James E. Dooley (1886-1960) was a leading sports figure in Rhode Island. He became part owner of the Providence Steam Roller of the National Football League from 1916 until 1933 when the team folded. The 1928 team won the NFL Championship with an 8-1-2 record. He had a decades-long association with the Narragansett Park race track in Pawtucket. Dooley was also a founder of the Providence Reds of the Canadian-American Hockey League (CAHL) and was also the one-time president of the CAHL.
==Biography==
Dooley was a graduate of Georgetown Law School. Early in his career, in 1916, Dooley became a judge, succeeding Willis Knowles, who was a murder victim, as judge of the Rhode Island Eighth District Court. He served in that post for a year before resigning. However, the title "Judge" stuck to him for the rest of his life.

Judge Dooley was a member of the Rhode Island General Assembly. As a state legislator, he fought to win approval for horse race pari-mutuel gambling in Rhode Island. On May 18, 1934, his bill passed the state legislature and, by a 4-1 margin in a special election, horse race gambling became legal in Rhode Island.

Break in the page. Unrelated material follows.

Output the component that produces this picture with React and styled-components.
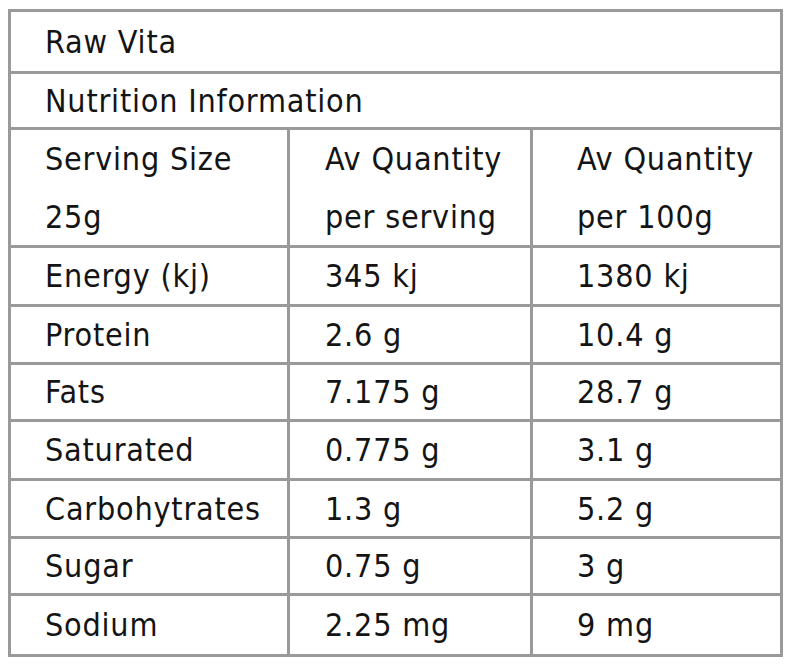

The purchase of the What Cheer Airport, on the Pawtucket/ East Providence, Rhode Island line, was arranged for $150,000 during his tenure.

On August 1, 1934, 74 days after the state referendum, Narragansett Park opened for horse racing. Walter E. O'Hara, a Fall River, Massachusetts industrialist, formed the Narragansett Racing Association and was named president and manager. Judge Dooley was appointed racing secretary. He later became president of the association in 1938, succeeding O'Hara, and held onto the post until his death in 1960.

Dooley's son, J. Alden Dooley, took over as president after his father's death and ran the track until 1975. His son, James A. Dooley, Jr., took over until Narragansett Park closed in September 1978.